# start of Record extracts

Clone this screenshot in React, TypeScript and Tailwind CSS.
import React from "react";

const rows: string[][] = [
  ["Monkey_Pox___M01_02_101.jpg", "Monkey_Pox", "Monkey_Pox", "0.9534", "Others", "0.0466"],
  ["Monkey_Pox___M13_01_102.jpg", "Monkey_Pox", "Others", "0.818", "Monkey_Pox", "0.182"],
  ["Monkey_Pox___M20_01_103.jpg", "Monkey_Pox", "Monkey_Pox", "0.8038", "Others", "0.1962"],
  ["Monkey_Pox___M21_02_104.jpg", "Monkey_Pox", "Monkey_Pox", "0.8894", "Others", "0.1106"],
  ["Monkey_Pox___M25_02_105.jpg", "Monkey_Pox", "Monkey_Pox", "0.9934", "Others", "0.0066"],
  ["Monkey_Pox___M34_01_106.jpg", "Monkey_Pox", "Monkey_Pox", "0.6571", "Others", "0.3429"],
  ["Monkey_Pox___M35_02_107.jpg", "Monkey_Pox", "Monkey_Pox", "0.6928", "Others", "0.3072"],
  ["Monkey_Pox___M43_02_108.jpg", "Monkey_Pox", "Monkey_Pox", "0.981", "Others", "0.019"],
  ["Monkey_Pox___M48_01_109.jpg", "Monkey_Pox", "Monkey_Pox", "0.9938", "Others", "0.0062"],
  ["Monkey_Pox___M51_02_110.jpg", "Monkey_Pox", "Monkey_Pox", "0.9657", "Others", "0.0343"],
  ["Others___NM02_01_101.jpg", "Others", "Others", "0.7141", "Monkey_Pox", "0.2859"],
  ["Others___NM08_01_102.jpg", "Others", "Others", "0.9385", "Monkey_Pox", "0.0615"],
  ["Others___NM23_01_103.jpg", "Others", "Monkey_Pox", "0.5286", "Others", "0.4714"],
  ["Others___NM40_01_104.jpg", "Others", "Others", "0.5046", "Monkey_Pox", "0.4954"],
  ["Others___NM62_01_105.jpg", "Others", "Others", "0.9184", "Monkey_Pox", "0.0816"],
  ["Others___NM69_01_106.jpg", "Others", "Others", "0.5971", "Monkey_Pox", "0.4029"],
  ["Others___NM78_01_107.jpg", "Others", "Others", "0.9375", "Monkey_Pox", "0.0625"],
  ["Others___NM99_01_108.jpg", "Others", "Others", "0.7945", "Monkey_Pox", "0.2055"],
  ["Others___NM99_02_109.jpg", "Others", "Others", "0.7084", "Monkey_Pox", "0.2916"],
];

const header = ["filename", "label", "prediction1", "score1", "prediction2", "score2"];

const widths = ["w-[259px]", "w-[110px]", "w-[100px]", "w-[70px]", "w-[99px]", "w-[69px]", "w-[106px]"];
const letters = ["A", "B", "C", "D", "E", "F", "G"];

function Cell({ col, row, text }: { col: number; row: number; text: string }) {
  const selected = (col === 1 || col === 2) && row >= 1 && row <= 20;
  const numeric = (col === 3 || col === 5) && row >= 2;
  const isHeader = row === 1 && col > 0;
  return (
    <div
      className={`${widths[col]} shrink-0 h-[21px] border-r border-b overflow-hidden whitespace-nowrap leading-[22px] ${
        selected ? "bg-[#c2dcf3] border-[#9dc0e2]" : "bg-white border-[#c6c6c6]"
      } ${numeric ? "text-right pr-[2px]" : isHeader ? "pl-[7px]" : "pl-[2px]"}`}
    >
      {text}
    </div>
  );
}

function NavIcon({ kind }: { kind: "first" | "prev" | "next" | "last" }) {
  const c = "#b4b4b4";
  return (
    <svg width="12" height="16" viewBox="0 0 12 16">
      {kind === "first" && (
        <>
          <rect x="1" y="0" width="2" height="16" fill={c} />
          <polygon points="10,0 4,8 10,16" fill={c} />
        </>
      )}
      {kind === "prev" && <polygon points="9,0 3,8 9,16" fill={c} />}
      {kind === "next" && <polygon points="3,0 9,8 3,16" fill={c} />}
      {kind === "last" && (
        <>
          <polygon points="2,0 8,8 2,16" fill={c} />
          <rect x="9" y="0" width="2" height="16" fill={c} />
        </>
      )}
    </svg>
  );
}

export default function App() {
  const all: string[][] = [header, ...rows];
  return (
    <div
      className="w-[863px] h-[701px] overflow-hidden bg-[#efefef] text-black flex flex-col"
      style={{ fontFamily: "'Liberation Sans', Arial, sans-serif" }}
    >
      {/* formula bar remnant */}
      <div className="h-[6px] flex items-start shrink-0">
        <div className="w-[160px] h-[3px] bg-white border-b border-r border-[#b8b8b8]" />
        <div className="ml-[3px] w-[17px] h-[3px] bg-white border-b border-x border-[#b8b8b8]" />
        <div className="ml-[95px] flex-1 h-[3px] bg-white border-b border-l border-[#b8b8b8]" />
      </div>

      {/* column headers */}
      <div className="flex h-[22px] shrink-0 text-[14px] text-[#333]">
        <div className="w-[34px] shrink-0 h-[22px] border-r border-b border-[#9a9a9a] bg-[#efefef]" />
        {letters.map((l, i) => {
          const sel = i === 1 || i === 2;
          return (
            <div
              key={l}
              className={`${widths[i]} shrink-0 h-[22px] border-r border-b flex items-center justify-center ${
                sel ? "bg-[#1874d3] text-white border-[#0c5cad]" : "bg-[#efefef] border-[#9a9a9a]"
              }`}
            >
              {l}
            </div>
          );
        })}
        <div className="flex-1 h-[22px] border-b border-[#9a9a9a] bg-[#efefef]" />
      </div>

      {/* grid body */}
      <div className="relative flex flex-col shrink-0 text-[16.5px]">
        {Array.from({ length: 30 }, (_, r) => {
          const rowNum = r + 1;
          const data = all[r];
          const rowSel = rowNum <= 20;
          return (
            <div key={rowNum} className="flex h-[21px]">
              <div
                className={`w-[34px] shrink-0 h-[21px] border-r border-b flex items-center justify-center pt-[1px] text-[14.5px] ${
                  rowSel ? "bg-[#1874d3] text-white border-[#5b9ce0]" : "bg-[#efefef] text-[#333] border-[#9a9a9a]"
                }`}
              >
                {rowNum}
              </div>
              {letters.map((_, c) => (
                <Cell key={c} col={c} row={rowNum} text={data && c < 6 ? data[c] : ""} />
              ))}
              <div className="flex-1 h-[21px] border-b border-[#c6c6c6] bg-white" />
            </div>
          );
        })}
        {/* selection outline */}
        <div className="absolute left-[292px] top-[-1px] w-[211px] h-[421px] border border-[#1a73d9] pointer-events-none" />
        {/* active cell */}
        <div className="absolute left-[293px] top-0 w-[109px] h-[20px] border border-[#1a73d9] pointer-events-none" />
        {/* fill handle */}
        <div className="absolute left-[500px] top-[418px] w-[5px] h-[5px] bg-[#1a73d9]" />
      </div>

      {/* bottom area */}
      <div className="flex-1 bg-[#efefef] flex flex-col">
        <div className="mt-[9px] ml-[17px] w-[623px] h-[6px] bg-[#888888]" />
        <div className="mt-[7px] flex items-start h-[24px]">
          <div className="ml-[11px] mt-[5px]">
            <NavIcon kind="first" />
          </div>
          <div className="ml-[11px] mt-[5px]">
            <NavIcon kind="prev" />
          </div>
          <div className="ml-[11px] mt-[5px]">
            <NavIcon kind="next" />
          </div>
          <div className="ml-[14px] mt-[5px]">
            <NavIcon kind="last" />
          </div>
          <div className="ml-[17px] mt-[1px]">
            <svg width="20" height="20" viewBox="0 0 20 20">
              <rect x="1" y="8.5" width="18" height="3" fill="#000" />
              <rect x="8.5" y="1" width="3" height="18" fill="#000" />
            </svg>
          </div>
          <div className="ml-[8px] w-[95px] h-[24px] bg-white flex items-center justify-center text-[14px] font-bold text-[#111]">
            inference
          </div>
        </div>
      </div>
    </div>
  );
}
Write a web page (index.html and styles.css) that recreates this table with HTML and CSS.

# end of Record extracts

▶ Problem:
Set down each line of the material verbatim, from the first line through the line that contains "import React from".

▶ Answer for this exercise:
Clone this screenshot in React, TypeScript and Tailwind CSS.
import React from "react";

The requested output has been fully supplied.